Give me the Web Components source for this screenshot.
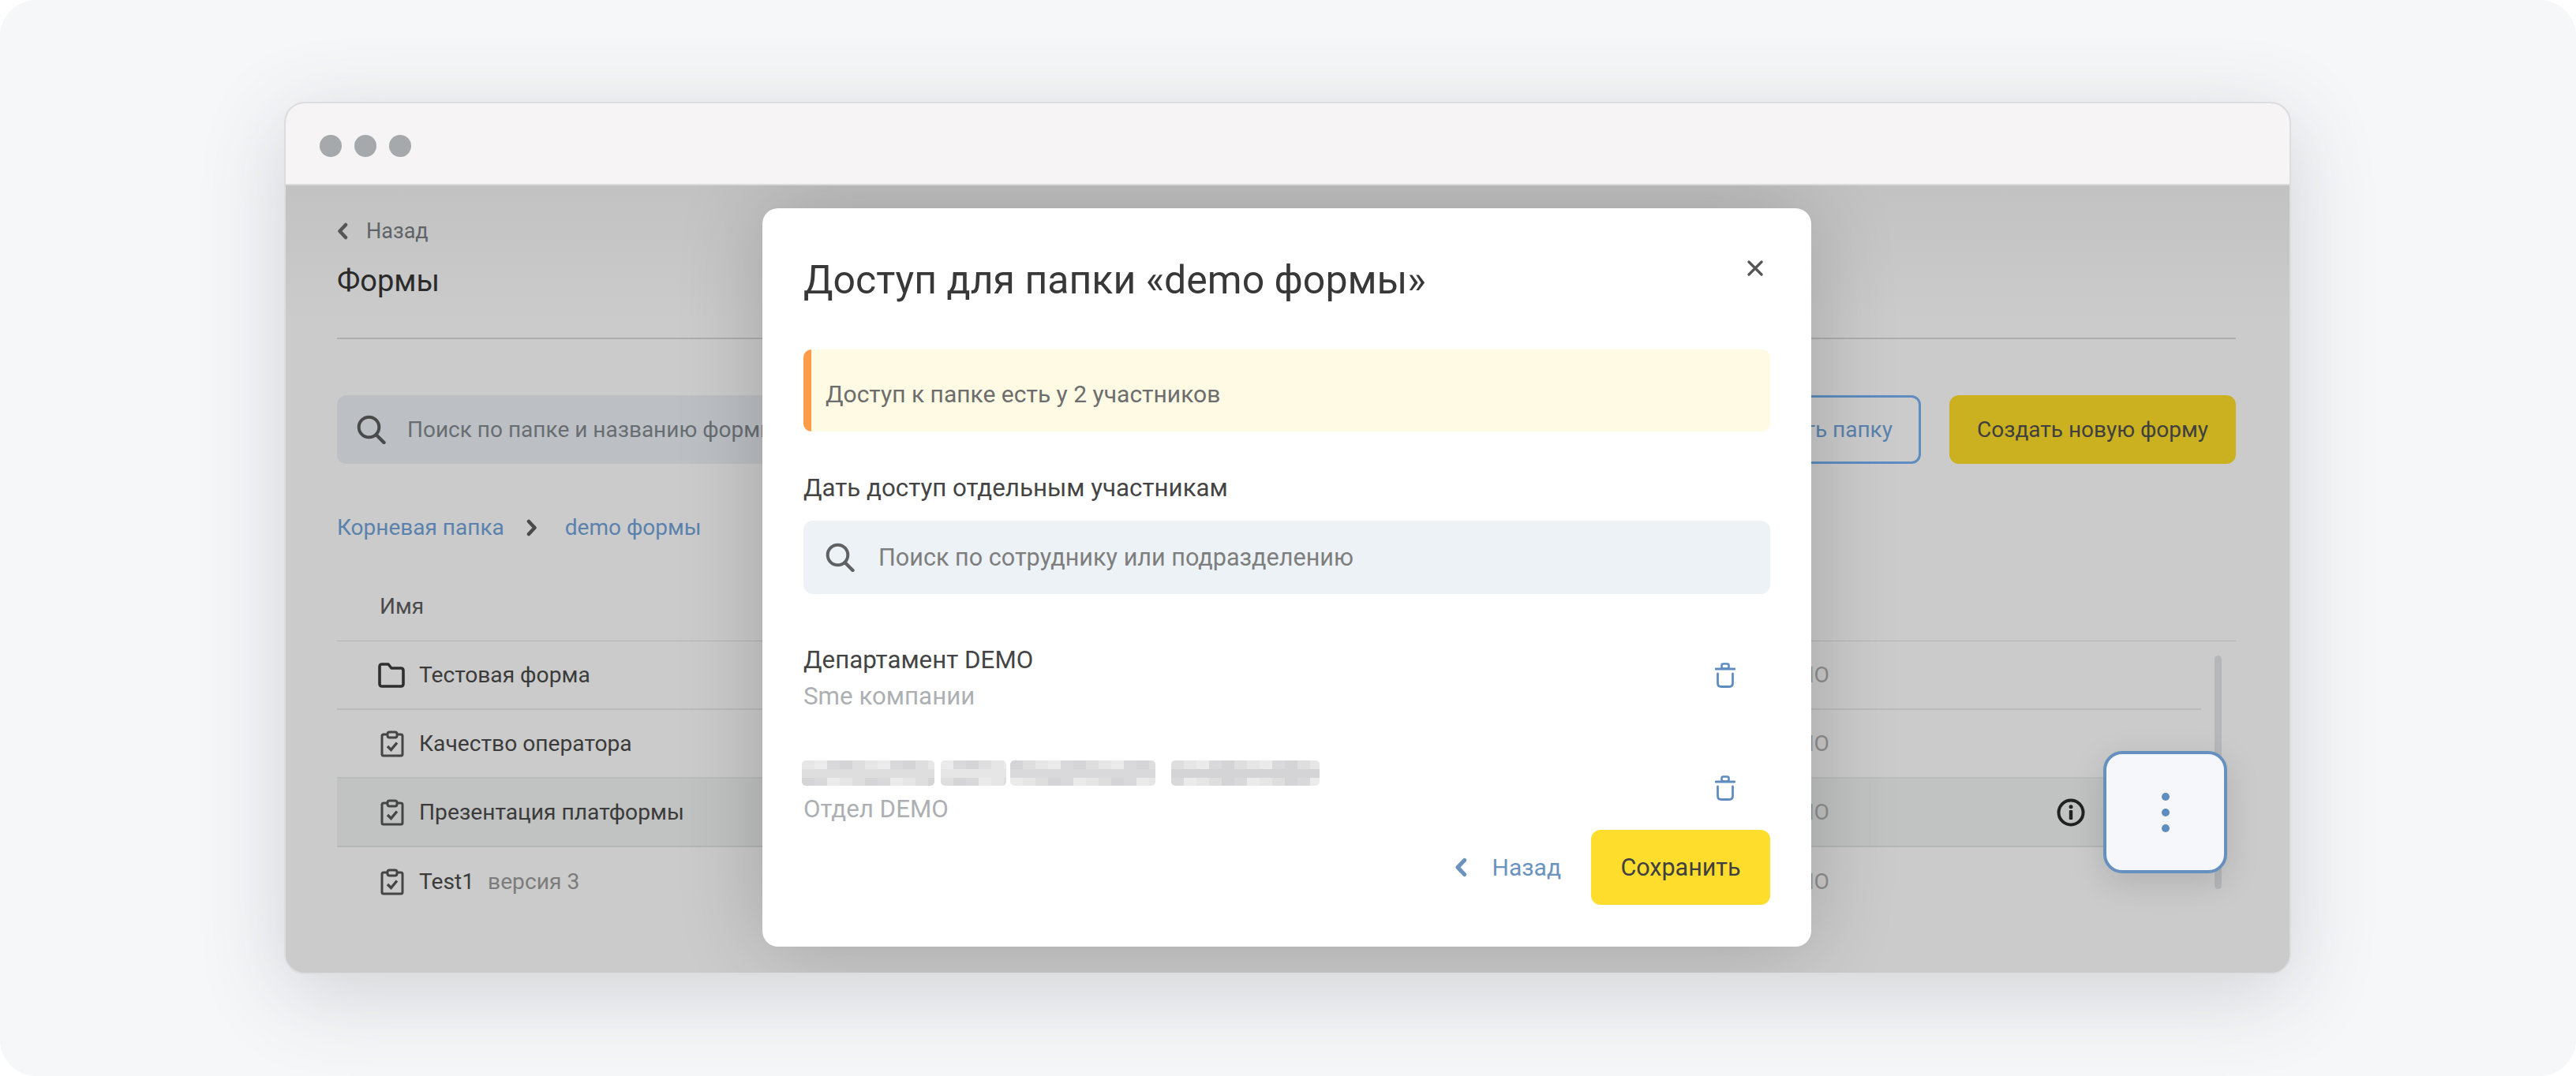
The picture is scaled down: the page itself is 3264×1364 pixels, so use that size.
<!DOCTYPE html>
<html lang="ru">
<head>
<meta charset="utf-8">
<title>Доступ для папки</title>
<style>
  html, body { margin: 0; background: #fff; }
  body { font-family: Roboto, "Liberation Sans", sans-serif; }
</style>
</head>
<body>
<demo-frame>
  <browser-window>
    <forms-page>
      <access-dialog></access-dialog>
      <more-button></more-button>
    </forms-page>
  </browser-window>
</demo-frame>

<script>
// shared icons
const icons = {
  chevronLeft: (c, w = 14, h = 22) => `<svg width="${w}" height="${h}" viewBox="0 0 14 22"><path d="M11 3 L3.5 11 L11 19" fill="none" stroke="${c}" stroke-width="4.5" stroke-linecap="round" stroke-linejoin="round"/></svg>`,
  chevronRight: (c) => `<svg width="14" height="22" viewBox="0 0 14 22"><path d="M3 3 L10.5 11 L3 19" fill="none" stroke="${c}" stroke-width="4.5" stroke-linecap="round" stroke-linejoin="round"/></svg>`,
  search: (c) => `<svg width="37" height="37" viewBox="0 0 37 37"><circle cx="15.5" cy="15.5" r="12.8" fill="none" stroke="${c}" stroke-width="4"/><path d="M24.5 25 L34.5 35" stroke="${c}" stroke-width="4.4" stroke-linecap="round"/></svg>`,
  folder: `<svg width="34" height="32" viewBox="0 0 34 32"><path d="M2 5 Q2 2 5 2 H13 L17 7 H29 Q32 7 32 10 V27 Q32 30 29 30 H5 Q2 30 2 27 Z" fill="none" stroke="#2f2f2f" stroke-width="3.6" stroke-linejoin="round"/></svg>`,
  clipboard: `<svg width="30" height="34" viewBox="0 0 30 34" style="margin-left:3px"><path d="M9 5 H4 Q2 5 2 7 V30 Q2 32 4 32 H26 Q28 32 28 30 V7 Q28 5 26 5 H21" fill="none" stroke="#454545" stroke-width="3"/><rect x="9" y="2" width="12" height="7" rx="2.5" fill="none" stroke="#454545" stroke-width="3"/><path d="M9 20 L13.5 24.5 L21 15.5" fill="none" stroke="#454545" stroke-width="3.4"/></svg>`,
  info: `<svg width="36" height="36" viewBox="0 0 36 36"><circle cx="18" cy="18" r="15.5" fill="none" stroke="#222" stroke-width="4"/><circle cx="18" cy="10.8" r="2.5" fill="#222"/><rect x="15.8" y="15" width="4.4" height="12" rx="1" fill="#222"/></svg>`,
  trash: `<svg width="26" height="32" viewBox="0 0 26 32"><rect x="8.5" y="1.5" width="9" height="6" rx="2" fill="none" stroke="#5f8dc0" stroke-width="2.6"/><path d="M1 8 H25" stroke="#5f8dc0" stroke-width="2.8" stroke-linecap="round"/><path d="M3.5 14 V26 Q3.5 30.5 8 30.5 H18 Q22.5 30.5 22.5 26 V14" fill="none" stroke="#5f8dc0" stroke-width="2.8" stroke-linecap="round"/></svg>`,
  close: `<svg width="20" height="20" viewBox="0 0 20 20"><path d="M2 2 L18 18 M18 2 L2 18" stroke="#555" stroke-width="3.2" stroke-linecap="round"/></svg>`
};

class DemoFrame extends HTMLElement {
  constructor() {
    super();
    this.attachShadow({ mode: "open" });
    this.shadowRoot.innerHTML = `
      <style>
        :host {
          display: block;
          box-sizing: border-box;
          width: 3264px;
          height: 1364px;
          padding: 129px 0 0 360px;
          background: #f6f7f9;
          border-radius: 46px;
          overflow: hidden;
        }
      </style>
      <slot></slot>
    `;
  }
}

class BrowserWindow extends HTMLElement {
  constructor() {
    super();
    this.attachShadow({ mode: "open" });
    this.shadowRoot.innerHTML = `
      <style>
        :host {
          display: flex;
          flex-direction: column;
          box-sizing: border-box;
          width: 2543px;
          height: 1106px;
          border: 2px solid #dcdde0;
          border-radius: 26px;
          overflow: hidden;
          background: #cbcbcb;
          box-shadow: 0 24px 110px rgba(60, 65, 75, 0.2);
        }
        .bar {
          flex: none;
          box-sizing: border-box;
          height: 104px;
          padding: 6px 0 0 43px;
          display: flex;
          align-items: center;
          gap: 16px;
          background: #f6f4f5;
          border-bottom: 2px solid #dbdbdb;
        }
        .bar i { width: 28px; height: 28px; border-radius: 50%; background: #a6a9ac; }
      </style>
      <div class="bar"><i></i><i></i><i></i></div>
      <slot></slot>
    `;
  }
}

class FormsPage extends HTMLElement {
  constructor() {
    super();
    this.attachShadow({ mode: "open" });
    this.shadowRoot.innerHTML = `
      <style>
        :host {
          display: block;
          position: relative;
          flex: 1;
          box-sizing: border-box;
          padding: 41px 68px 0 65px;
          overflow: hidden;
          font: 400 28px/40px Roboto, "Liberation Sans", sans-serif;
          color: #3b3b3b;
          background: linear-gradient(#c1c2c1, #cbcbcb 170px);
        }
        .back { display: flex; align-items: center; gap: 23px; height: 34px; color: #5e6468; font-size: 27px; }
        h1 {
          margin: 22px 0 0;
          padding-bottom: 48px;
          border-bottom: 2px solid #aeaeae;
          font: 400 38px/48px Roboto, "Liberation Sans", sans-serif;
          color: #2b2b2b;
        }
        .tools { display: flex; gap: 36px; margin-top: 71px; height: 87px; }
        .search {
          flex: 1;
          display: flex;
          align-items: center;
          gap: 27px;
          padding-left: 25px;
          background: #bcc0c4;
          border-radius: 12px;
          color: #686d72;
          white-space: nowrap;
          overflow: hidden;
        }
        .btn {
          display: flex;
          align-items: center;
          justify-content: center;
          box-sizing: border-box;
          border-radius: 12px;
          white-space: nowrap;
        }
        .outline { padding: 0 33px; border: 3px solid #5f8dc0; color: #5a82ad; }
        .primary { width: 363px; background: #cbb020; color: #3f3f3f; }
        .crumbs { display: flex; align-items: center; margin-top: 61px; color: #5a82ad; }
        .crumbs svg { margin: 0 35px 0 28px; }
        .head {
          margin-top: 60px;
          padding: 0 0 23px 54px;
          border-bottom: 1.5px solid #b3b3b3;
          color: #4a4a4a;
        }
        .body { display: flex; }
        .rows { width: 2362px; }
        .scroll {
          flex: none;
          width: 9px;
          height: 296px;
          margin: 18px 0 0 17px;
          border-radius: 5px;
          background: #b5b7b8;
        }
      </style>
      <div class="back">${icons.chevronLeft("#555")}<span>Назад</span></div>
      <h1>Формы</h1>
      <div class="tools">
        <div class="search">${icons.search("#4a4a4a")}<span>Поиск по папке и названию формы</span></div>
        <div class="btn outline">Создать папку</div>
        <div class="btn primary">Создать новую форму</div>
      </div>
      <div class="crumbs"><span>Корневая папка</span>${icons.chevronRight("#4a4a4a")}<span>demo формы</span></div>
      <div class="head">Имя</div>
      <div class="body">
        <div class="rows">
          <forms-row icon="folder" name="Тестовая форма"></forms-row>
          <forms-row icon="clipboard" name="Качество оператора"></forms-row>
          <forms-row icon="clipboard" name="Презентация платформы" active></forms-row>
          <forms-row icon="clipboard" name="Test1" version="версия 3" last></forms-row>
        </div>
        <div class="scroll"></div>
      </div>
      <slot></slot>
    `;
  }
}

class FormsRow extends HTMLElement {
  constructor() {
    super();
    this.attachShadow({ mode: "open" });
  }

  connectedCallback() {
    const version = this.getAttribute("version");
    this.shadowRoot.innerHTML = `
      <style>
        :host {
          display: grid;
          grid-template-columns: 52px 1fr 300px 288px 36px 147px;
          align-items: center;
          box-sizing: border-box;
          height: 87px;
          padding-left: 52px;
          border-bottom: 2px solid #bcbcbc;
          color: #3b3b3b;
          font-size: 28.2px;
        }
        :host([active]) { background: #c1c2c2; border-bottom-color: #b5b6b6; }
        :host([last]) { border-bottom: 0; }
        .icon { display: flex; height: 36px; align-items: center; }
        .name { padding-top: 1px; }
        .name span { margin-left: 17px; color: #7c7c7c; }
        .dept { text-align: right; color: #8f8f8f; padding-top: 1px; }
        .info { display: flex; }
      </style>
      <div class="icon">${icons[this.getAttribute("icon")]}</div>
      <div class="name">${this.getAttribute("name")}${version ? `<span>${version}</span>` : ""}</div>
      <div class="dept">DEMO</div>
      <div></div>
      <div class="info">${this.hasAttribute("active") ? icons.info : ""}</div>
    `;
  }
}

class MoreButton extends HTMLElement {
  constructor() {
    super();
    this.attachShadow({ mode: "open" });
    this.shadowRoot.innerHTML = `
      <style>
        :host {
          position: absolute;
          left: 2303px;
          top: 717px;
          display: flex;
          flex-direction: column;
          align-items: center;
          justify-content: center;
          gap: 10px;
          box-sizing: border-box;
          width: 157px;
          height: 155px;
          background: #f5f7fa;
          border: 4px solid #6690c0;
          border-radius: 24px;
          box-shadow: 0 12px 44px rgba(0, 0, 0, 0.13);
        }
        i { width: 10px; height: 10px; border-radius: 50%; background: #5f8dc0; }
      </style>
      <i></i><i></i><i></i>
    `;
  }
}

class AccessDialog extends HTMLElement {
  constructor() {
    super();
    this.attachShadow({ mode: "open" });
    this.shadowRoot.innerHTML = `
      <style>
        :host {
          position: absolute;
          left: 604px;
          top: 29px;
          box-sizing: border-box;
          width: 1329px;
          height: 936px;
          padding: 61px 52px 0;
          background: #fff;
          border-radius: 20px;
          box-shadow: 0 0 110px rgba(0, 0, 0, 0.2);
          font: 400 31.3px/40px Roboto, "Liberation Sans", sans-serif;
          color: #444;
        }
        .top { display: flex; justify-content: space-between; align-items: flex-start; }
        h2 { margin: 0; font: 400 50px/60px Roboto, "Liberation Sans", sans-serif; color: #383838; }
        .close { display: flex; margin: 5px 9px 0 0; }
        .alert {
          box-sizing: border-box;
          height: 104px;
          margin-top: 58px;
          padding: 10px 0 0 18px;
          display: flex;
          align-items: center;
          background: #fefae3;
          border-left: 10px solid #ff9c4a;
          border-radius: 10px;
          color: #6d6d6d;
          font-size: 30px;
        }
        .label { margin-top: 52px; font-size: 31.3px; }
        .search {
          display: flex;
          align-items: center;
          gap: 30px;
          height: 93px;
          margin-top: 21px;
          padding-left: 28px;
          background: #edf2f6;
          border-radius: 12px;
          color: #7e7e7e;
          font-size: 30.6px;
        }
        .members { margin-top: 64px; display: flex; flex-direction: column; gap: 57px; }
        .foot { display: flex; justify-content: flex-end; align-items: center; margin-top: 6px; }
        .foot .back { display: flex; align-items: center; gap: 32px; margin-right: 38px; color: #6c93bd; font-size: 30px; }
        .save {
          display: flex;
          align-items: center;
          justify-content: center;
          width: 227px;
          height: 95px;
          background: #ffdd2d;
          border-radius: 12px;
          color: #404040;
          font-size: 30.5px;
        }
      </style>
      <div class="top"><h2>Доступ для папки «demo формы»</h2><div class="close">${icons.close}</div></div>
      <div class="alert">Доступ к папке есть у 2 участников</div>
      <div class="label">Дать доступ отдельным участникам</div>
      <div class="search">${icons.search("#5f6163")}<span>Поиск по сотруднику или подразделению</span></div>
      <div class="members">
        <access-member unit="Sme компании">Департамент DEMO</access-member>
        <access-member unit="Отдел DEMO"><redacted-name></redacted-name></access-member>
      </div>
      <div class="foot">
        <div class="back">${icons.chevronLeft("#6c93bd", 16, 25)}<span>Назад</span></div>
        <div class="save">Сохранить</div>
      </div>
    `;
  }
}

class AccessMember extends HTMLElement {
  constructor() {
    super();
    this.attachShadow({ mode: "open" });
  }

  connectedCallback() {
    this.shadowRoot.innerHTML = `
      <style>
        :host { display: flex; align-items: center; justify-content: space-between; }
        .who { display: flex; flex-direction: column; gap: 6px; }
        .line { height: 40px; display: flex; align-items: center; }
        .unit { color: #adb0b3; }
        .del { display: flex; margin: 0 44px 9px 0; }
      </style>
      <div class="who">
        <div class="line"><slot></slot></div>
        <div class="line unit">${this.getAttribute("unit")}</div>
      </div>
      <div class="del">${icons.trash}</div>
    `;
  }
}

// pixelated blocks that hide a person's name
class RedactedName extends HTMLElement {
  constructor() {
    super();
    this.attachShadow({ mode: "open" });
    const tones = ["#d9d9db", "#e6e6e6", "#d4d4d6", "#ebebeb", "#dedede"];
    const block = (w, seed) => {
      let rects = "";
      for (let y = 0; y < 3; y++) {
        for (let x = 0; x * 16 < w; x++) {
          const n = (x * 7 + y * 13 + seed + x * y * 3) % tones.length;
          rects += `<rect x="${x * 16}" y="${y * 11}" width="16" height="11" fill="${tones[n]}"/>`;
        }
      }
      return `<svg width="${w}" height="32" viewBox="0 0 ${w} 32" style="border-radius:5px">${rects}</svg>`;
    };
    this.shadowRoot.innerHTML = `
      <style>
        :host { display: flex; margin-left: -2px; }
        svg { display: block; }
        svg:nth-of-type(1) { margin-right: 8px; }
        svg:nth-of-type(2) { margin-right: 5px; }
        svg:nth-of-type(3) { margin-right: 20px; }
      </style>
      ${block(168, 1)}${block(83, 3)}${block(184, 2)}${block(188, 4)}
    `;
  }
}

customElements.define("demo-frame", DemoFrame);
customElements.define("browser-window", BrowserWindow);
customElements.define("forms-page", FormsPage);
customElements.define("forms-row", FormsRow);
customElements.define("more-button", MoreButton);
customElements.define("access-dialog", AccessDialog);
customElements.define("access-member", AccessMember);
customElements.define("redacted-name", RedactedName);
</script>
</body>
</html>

————————

Please restate the material above line by line, exactly, beginning at its first line and ending with the line that contains "</demo-frame>", without any pictures.

Give me the Web Components source for this screenshot.
The picture is scaled down: the page itself is 3264×1364 pixels, so use that size.
<!DOCTYPE html>
<html lang="ru">
<head>
<meta charset="utf-8">
<title>Доступ для папки</title>
<style>
  html, body { margin: 0; background: #fff; }
  body { font-family: Roboto, "Liberation Sans", sans-serif; }
</style>
</head>
<body>
<demo-frame>
  <browser-window>
    <forms-page>
      <access-dialog></access-dialog>
      <more-button></more-button>
    </forms-page>
  </browser-window>
</demo-frame>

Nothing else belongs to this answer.